Write the count of lines that contain the word "Tailwind" and nothing else.
— Begin TASK MATERIAL —
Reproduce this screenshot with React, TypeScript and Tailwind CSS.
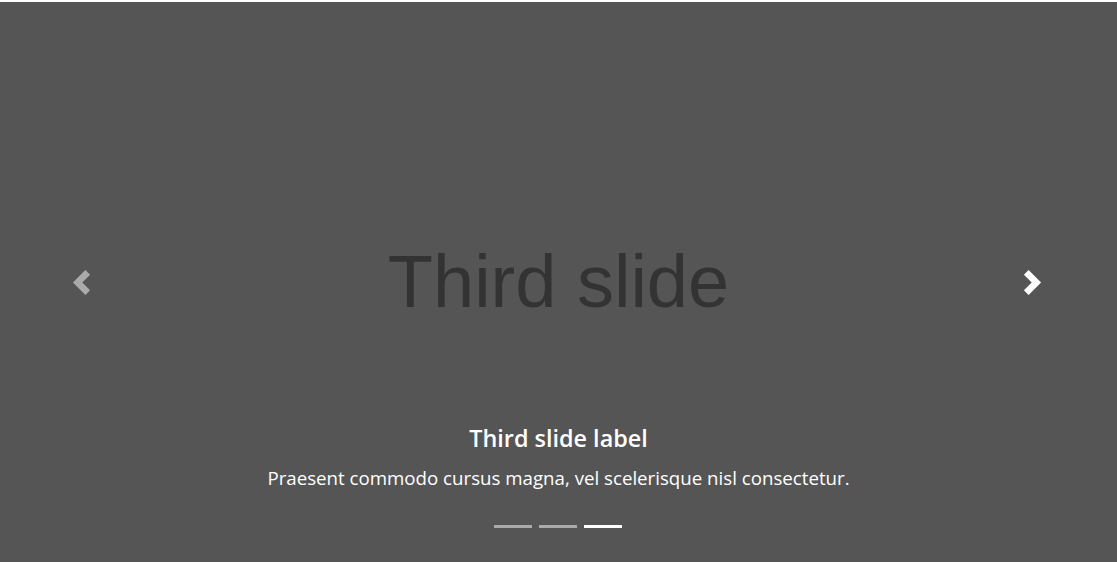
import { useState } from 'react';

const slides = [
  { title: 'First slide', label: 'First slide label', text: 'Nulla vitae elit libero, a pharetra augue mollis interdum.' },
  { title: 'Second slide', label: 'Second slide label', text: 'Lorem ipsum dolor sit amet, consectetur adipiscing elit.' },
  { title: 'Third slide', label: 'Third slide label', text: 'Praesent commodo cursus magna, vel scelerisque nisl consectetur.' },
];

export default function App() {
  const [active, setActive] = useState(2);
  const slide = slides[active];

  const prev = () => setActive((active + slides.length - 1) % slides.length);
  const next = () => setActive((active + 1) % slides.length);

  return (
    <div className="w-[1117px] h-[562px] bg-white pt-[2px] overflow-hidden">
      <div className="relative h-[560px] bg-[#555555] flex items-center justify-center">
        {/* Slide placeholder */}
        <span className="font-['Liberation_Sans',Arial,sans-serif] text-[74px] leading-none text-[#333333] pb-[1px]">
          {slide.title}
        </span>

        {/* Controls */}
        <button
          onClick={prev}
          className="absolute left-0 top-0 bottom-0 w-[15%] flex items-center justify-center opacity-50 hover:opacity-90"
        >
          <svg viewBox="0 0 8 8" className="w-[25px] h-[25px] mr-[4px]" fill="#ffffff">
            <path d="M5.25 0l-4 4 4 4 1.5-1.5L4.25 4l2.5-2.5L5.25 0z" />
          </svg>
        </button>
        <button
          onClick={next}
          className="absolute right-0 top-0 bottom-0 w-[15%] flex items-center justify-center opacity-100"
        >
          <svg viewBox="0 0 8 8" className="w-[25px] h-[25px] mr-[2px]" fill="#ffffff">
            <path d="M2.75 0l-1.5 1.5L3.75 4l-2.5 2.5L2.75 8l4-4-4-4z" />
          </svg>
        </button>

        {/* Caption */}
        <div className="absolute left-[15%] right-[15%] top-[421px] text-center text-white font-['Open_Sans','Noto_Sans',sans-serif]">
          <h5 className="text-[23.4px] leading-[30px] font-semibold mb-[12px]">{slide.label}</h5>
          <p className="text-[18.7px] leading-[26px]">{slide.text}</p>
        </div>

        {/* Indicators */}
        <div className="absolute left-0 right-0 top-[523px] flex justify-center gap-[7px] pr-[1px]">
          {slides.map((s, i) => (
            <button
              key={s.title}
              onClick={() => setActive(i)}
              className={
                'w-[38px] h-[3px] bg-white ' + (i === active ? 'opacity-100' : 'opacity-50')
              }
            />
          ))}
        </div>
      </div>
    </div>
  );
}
— End TASK MATERIAL —
— Begin TASK MATERIAL —
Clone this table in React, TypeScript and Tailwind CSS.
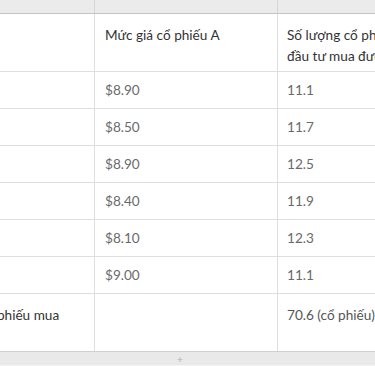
— End TASK MATERIAL —
# SOLUTION BELOW:
2